_Source excerpt_.
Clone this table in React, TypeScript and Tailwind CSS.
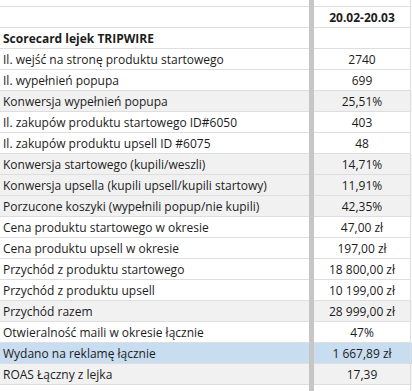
import React from "react";

type Row = {
  label: string;
  value: string;
  bg?: "gray" | "blue";
  bold?: boolean;
};

const rows: Row[] = [
  { label: "", value: "20.02-20.03", bold: true },
  { label: "Scorecard lejek TRIPWIRE", value: "", bold: true },
  { label: "Il. wejść na stronę produktu startowego", value: "2740" },
  { label: "Il. wypełnień popupa", value: "699" },
  { label: "Konwersja wypełnień popupa", value: "25,51%", bg: "gray" },
  { label: "Il. zakupów produktu startowego ID#6050", value: "403" },
  { label: "Il. zakupów produktu upsell ID #6075", value: "48" },
  { label: "Konwersja startowego (kupili/weszli)", value: "14,71%", bg: "gray" },
  { label: "Konwersja upsella (kupili upsell/kupili startowy)", value: "11,91%", bg: "gray" },
  { label: "Porzucone koszyki (wypełnili popup/nie kupili)", value: "42,35%", bg: "gray" },
  { label: "Cena produktu startowego w okresie", value: "47,00 zł" },
  { label: "Cena produktu upsell w okresie", value: "197,00 zł" },
  { label: "Przychód z produktu startowego", value: "18 800,00 zł" },
  { label: "Przychód z produktu upsell", value: "10 199,00 zł" },
  { label: "Przychód razem", value: "28 999,00 zł", bg: "gray" },
  { label: "Otwieralność maili w okresie łącznie", value: "47%" },
  { label: "Wydano na reklamę łącznie", value: "1 667,89 zł", bg: "blue" },
  { label: "ROAS Łączny z lejka", value: "17,39", bg: "gray" },
];

function bgClass(bg?: "gray" | "blue") {
  if (bg === "gray") return "bg-[#f1f1f1]";
  if (bg === "blue") return "bg-[#c9ddf0]";
  return "bg-white";
}

function SheetRow({ row }: { row: Row }) {
  const weight = row.bold ? "font-bold" : "font-normal";
  return (
    <div className={`flex h-[21px] ${bgClass(row.bg)}`}>
      <div
        className={`w-[309px] shrink-0 overflow-hidden whitespace-nowrap border-b border-[#dedede] pl-[3px] leading-[21px] ${weight}`}
      >
        {row.label}
      </div>
      <div className="w-[5px] shrink-0 bg-[#c6c6c6]" />
      <div
        className={`w-[97px] shrink-0 whitespace-nowrap border-b border-r border-[#dedede] text-center leading-[21px] ${weight}`}
      >
        {row.value}
      </div>
    </div>
  );
}

export default function App() {
  return (
    <div
      className="h-[391px] w-[412px] overflow-hidden bg-white text-[12px] text-[#1c1c1c]"
      style={{ fontFamily: '"Open Sans", "Noto Sans", sans-serif' }}
    >
      {/* partial row cut off at the top */}
      <div className="flex h-[7px]">
        <div className="w-[309px] shrink-0 border-b border-[#dedede]" />
        <div className="w-[5px] shrink-0 bg-[#c6c6c6]" />
        <div className="w-[97px] shrink-0 border-b border-r border-[#dedede]" />
      </div>

      {rows.map((row, i) => (
        <SheetRow key={i} row={row} />
      ))}

      {/* partial row cut off at the bottom */}
      <div className="flex h-[21px]">
        <div className="w-[309px] shrink-0" />
        <div className="w-[5px] shrink-0 bg-[#c6c6c6]" />
        <div className="w-[97px] shrink-0 border-r border-[#dedede]" />
      </div>
    </div>
  );
}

_Requirement_. Keep every word of the data as it is when you write it out, but drop the pictures.

_Finished task_.
Clone this table in React, TypeScript and Tailwind CSS.
import React from "react";

type Row = {
  label: string;
  value: string;
  bg?: "gray" | "blue";
  bold?: boolean;
};

const rows: Row[] = [
  { label: "", value: "20.02-20.03", bold: true },
  { label: "Scorecard lejek TRIPWIRE", value: "", bold: true },
  { label: "Il. wejść na stronę produktu startowego", value: "2740" },
  { label: "Il. wypełnień popupa", value: "699" },
  { label: "Konwersja wypełnień popupa", value: "25,51%", bg: "gray" },
  { label: "Il. zakupów produktu startowego ID#6050", value: "403" },
  { label: "Il. zakupów produktu upsell ID #6075", value: "48" },
  { label: "Konwersja startowego (kupili/weszli)", value: "14,71%", bg: "gray" },
  { label: "Konwersja upsella (kupili upsell/kupili startowy)", value: "11,91%", bg: "gray" },
  { label: "Porzucone koszyki (wypełnili popup/nie kupili)", value: "42,35%", bg: "gray" },
  { label: "Cena produktu startowego w okresie", value: "47,00 zł" },
  { label: "Cena produktu upsell w okresie", value: "197,00 zł" },
  { label: "Przychód z produktu startowego", value: "18 800,00 zł" },
  { label: "Przychód z produktu upsell", value: "10 199,00 zł" },
  { label: "Przychód razem", value: "28 999,00 zł", bg: "gray" },
  { label: "Otwieralność maili w okresie łącznie", value: "47%" },
  { label: "Wydano na reklamę łącznie", value: "1 667,89 zł", bg: "blue" },
  { label: "ROAS Łączny z lejka", value: "17,39", bg: "gray" },
];

function bgClass(bg?: "gray" | "blue") {
  if (bg === "gray") return "bg-[#f1f1f1]";
  if (bg === "blue") return "bg-[#c9ddf0]";
  return "bg-white";
}

function SheetRow({ row }: { row: Row }) {
  const weight = row.bold ? "font-bold" : "font-normal";
  return (
    <div className={`flex h-[21px] ${bgClass(row.bg)}`}>
      <div
        className={`w-[309px] shrink-0 overflow-hidden whitespace-nowrap border-b border-[#dedede] pl-[3px] leading-[21px] ${weight}`}
      >
        {row.label}
      </div>
      <div className="w-[5px] shrink-0 bg-[#c6c6c6]" />
      <div
        className={`w-[97px] shrink-0 whitespace-nowrap border-b border-r border-[#dedede] text-center leading-[21px] ${weight}`}
      >
        {row.value}
      </div>
    </div>
  );
}

export default function App() {
  return (
    <div
      className="h-[391px] w-[412px] overflow-hidden bg-white text-[12px] text-[#1c1c1c]"
      style={{ fontFamily: '"Open Sans", "Noto Sans", sans-serif' }}
    >
      {/* partial row cut off at the top */}
      <div className="flex h-[7px]">
        <div className="w-[309px] shrink-0 border-b border-[#dedede]" />
        <div className="w-[5px] shrink-0 bg-[#c6c6c6]" />
        <div className="w-[97px] shrink-0 border-b border-r border-[#dedede]" />
      </div>

      {rows.map((row, i) => (
        <SheetRow key={i} row={row} />
      ))}

      {/* partial row cut off at the bottom */}
      <div className="flex h-[21px]">
        <div className="w-[309px] shrink-0" />
        <div className="w-[5px] shrink-0 bg-[#c6c6c6]" />
        <div className="w-[97px] shrink-0 border-r border-[#dedede]" />
      </div>
    </div>
  );
}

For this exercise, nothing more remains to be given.